======== Material
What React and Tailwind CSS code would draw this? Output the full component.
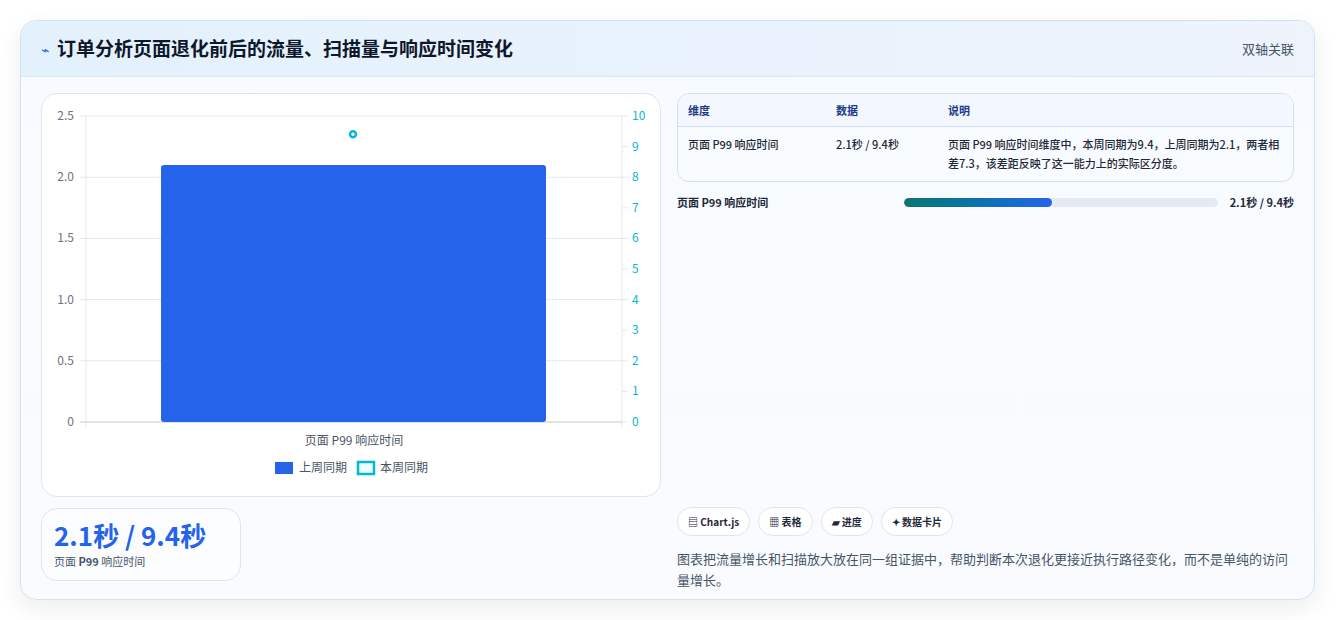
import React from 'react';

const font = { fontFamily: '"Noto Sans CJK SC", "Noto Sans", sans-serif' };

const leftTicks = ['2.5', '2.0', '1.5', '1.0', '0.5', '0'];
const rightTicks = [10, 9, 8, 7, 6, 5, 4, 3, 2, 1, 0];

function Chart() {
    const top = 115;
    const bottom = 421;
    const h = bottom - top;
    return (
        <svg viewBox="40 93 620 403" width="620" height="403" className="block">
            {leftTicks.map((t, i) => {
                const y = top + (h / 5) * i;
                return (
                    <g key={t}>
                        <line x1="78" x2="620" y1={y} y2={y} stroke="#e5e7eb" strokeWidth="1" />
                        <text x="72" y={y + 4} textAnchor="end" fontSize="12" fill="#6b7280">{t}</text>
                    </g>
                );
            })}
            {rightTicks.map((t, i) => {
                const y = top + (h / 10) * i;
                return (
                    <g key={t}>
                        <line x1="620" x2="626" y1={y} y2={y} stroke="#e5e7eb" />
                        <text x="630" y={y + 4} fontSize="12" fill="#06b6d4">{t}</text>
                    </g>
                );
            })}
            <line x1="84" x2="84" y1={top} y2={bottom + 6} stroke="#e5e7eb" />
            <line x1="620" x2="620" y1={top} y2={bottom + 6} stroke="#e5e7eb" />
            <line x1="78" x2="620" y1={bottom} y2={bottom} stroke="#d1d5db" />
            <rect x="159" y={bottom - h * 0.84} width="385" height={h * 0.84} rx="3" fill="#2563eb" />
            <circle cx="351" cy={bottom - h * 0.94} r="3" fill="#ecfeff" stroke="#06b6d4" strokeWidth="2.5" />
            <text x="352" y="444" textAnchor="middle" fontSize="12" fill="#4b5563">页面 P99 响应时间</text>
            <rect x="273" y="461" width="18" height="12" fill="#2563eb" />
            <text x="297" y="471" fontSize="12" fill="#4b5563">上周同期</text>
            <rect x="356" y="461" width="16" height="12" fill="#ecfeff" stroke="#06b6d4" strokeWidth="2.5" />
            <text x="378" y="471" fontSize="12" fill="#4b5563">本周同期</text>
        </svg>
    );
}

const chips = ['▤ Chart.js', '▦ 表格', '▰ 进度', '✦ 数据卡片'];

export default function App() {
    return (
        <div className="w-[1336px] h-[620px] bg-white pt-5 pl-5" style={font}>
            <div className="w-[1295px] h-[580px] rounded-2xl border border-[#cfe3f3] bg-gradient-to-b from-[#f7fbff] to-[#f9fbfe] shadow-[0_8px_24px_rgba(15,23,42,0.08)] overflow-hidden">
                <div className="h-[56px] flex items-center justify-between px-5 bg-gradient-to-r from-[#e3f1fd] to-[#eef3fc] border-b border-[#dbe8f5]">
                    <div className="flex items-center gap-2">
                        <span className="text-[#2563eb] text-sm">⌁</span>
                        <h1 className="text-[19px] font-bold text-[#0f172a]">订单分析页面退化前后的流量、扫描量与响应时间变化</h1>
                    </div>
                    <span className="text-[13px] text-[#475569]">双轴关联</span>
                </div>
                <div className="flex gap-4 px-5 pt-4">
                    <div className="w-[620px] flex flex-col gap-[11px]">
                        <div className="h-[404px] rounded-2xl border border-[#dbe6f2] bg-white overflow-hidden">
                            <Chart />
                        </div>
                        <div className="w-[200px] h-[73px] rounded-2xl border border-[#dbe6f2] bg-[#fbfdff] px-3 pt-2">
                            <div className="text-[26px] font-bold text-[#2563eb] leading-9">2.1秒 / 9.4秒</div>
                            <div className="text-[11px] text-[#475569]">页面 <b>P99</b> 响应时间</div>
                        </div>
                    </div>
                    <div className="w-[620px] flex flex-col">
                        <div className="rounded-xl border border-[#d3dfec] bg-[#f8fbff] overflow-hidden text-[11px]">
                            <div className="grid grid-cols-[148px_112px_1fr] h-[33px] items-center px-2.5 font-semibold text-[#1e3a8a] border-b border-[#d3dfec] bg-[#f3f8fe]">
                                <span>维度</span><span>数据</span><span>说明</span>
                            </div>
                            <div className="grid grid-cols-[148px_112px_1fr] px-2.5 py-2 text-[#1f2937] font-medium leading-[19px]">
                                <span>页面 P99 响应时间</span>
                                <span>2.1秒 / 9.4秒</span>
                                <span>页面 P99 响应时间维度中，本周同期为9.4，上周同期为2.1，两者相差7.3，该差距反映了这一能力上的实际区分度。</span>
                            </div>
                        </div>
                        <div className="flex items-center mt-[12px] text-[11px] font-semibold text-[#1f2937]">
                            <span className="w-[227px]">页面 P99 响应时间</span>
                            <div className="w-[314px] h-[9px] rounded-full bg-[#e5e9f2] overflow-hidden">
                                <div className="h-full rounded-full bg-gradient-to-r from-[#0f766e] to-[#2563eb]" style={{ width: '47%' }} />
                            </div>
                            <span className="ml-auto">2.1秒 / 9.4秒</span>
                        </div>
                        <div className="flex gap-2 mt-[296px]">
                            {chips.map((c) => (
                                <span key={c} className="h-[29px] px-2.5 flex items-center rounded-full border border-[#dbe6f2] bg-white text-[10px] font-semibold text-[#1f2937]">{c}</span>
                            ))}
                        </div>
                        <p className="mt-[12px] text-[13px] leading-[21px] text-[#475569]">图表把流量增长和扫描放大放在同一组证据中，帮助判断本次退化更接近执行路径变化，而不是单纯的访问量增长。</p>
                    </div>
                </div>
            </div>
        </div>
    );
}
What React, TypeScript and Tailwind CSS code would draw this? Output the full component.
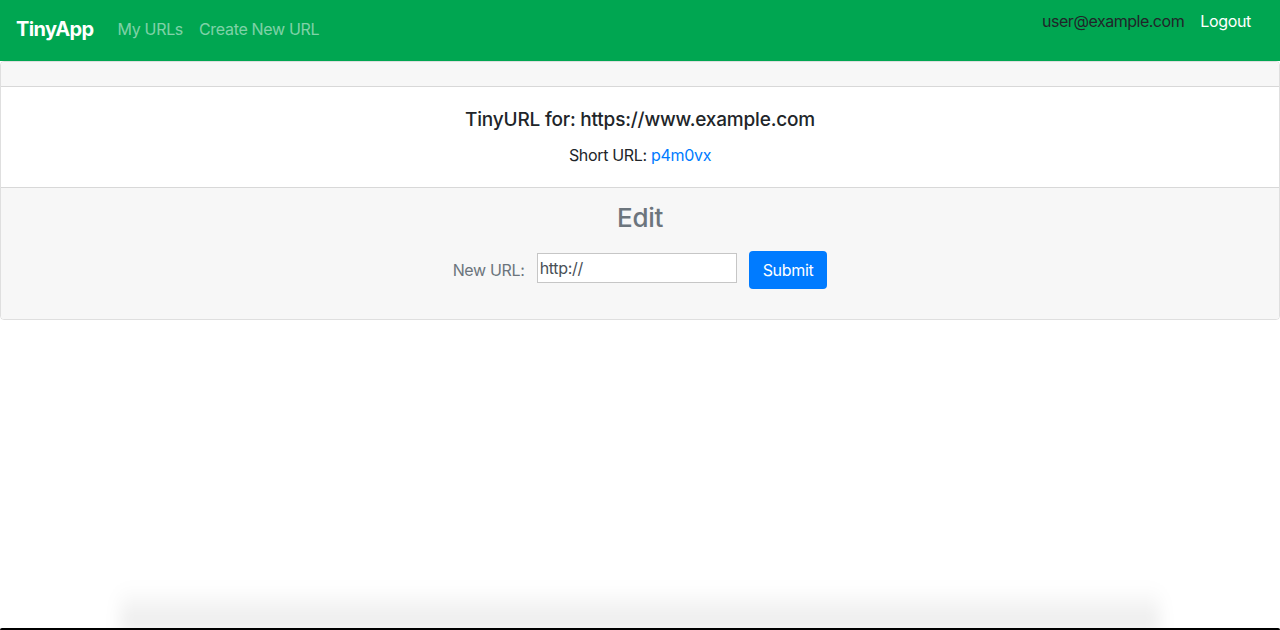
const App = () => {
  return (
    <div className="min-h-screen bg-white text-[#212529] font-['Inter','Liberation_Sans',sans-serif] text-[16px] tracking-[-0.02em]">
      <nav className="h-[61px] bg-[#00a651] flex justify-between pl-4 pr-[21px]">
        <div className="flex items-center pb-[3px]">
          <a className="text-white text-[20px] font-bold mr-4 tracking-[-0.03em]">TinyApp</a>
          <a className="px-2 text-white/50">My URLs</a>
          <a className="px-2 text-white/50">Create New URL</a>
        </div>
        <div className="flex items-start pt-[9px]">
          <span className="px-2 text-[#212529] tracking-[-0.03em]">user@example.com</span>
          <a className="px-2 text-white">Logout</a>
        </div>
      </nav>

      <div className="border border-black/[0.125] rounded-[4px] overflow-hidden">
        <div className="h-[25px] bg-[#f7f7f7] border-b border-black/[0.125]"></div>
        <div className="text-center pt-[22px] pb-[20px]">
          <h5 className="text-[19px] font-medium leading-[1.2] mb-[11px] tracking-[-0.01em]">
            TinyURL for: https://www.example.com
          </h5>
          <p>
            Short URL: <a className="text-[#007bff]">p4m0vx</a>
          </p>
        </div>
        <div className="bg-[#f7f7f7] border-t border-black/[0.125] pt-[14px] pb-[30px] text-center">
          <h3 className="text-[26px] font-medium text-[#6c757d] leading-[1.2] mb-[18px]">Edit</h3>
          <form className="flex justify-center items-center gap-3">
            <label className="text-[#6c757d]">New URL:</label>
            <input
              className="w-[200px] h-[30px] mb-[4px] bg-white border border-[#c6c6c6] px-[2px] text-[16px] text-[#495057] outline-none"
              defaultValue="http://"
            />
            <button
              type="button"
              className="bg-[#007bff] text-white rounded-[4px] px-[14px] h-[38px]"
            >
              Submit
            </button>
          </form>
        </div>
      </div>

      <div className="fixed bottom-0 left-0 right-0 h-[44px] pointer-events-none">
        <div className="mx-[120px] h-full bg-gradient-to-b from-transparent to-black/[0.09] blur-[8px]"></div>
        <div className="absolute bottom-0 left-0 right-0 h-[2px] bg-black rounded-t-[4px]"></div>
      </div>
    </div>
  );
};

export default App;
================
## Exercise brief:
Retype the records above word for word, from their first line through the line containing "4, 3, 2, 1, 0];", and leave out every picture.

## Exercise response:
What React and Tailwind CSS code would draw this? Output the full component.
import React from 'react';

const font = { fontFamily: '"Noto Sans CJK SC", "Noto Sans", sans-serif' };

const leftTicks = ['2.5', '2.0', '1.5', '1.0', '0.5', '0'];
const rightTicks = [10, 9, 8, 7, 6, 5, 4, 3, 2, 1, 0];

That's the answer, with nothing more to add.